You’ve probably heard of Robert Putnam’s celebrated book Bowling Alone: The Collapse and Revival of American Community about how social capital as forged in community groups such as bowling leagues creates “social capital’ that empowers citizens to tackle problems. Well, in “Bowling For Fascism: Social Capital and the Rise of the Nazi Party in Weimar Germany, 1919-33” Shanker Satyanath, Nico Voigtländer, and Hans-Joachim Voth show that it can also empower citizens to overthrow the government and institute a fascist dictatorship:
Social capital – a dense network of associations facilitating cooperation within a community – typically leads to positive political and economic outcomes, as demonstrated by a large literature following Putnam. A growing literature emphasizes the potentially “dark side” of social capital. This paper examines the role of social capital in the downfall of democracy in interwar Germany by analyzing Nazi party entry rates in a cross-section of towns and cities. Before the Nazi Party’s triumphs at the ballot box, it built an extensive organizational structure, becoming a mass movement with nearly a million members by early 1933. We show that dense networks of civic associations such as bowling clubs, animal breeder associations, or choirs facilitated the rise of the Nazi Party. The effects are large: Towns with one standard deviation higher association density saw at least one-third faster growth in the strength of the Nazi Party. IV results based on 19th century measures of social capital reinforce our conclusions. In addition, all types of associations – veteran associations and non-military clubs, “bridging” and “bonding” associations – positively predict NS party entry. These results suggest that social capital in Weimar Germany aided the rise of the Nazi movement that ultimately destroyed Germany’s first democracy.

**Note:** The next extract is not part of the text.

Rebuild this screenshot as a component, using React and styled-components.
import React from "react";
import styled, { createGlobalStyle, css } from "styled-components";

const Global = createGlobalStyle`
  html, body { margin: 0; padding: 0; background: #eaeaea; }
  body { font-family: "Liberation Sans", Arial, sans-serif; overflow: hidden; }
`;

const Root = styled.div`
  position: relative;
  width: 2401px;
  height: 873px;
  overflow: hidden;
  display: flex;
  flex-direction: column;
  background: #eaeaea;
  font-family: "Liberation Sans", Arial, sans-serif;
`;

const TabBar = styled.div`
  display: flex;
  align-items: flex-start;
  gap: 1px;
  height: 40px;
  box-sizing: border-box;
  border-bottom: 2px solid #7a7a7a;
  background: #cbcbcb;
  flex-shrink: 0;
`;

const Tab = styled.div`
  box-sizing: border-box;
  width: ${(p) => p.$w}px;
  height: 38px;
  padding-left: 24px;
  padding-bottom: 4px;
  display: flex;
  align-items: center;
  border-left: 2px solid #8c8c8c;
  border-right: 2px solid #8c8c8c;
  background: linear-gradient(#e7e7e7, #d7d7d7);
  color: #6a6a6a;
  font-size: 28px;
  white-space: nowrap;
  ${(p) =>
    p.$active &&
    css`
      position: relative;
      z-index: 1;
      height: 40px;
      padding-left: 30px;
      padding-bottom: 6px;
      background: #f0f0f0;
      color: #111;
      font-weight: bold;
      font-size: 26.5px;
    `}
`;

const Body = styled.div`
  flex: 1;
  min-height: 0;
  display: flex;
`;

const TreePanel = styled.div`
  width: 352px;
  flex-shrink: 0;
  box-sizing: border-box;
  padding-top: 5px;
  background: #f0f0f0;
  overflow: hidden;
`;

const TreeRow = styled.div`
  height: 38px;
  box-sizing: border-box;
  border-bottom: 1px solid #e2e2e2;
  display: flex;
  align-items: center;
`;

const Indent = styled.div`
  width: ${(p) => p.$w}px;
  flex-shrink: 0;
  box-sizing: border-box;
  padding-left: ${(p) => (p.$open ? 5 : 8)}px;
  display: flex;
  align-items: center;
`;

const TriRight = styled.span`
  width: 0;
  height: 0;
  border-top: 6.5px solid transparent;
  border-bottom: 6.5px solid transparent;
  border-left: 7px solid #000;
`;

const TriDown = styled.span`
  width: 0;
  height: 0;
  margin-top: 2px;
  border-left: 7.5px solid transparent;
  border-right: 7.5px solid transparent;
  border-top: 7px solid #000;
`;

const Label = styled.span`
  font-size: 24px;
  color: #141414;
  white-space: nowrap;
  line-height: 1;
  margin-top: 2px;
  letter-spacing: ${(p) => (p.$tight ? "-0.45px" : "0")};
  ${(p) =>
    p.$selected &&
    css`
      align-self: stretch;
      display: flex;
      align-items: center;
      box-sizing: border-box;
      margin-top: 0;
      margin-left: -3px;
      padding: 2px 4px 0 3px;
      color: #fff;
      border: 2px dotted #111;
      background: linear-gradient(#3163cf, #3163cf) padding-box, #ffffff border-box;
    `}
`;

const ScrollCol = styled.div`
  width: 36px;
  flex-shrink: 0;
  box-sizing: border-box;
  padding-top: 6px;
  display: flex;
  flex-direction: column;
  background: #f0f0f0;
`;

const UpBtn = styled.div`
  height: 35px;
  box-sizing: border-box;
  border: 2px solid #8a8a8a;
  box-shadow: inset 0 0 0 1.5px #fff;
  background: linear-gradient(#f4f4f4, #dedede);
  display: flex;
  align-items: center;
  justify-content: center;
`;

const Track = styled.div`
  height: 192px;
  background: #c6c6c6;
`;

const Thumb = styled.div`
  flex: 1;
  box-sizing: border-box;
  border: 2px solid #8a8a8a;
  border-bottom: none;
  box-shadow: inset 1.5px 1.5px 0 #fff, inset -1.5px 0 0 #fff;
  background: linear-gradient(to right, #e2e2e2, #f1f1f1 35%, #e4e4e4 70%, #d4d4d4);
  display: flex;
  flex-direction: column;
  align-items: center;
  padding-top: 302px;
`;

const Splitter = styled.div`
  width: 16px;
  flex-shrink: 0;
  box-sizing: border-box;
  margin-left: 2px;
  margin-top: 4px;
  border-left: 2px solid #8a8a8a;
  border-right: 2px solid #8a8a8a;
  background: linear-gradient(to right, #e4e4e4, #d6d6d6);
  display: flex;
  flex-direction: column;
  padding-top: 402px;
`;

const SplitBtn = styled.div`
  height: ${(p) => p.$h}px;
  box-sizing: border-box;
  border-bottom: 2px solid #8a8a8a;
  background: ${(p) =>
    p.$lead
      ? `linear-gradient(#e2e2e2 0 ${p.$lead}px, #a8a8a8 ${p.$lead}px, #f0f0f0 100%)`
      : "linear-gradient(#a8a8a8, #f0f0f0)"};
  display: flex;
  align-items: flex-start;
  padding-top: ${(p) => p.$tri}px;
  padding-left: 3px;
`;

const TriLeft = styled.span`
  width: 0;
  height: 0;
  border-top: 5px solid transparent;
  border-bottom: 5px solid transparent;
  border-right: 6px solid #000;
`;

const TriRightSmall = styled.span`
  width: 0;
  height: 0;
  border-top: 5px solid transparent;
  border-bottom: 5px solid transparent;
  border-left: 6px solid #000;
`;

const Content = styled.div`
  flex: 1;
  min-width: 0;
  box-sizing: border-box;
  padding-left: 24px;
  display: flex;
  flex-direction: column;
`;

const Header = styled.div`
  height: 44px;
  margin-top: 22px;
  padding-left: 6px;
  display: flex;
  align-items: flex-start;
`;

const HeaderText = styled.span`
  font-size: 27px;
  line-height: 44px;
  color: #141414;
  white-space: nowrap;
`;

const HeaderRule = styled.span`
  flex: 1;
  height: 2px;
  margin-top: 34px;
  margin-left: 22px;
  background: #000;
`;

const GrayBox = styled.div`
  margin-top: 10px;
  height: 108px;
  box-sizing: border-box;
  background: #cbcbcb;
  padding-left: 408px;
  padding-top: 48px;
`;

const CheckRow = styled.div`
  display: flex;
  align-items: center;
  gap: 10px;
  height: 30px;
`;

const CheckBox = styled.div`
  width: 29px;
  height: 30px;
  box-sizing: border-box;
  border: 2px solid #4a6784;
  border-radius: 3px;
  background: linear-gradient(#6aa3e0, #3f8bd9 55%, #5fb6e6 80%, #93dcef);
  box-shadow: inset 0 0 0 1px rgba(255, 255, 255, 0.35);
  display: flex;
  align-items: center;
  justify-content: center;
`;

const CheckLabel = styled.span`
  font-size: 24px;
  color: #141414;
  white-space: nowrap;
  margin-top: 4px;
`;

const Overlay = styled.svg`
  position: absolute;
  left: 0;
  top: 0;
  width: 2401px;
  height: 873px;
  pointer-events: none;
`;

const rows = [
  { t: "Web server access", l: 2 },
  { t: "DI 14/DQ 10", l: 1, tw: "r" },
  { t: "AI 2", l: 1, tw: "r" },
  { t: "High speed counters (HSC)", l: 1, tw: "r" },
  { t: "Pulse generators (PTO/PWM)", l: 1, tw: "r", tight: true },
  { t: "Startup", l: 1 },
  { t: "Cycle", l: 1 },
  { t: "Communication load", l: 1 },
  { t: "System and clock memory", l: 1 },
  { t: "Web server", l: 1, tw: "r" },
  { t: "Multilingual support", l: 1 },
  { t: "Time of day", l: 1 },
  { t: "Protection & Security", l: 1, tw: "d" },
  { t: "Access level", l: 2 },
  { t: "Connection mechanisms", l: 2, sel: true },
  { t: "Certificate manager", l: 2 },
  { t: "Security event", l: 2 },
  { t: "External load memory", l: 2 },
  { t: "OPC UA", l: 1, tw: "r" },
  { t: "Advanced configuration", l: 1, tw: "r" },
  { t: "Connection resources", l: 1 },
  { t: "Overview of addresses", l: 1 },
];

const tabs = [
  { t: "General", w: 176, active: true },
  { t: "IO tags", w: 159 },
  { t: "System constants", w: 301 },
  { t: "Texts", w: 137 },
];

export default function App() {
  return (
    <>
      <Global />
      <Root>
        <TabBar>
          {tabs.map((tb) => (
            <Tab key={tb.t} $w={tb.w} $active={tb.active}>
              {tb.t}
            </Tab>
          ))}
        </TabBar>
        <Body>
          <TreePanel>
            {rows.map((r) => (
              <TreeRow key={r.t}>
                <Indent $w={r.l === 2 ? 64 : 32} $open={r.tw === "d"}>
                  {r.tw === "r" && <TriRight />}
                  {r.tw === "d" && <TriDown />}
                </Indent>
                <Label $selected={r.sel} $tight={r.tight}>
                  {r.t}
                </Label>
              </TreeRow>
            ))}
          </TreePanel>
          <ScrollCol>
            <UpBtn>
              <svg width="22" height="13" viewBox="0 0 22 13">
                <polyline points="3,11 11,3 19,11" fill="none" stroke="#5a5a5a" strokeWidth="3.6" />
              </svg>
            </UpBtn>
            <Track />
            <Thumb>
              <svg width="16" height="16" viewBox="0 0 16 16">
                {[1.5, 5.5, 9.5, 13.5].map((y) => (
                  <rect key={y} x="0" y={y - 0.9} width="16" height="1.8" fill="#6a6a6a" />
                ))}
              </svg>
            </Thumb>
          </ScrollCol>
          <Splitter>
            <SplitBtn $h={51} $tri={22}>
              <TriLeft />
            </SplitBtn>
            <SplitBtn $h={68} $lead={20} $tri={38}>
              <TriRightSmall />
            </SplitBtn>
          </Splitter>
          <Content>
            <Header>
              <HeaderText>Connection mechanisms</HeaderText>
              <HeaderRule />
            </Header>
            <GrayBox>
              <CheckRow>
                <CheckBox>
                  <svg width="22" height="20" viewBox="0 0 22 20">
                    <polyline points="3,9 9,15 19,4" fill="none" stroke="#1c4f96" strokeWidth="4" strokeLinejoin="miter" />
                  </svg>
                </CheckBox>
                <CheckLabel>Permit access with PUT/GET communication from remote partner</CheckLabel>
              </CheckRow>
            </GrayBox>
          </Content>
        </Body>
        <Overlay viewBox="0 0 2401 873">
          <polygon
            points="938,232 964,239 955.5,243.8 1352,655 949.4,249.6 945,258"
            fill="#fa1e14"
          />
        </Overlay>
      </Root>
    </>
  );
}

Ooops! In a related vein, I note that in my lifetime hand-wringing about citizen disengagement seemed to reach a peak in the late-1990s. The terrorist attacks of 9/11, the invasion of Iraq and social movements both for and against it, and the large movement on behalf of Barack Obama in 2008 and the Tea Party movement against him in 2009, have all transformed the situation quite a bit. And yet in retrospect the late-1990s were the best of times. We had such a sustained period of low unemployment that both wages and labor force participating were rising smartly. People didn’t care so much about politics. It was nice.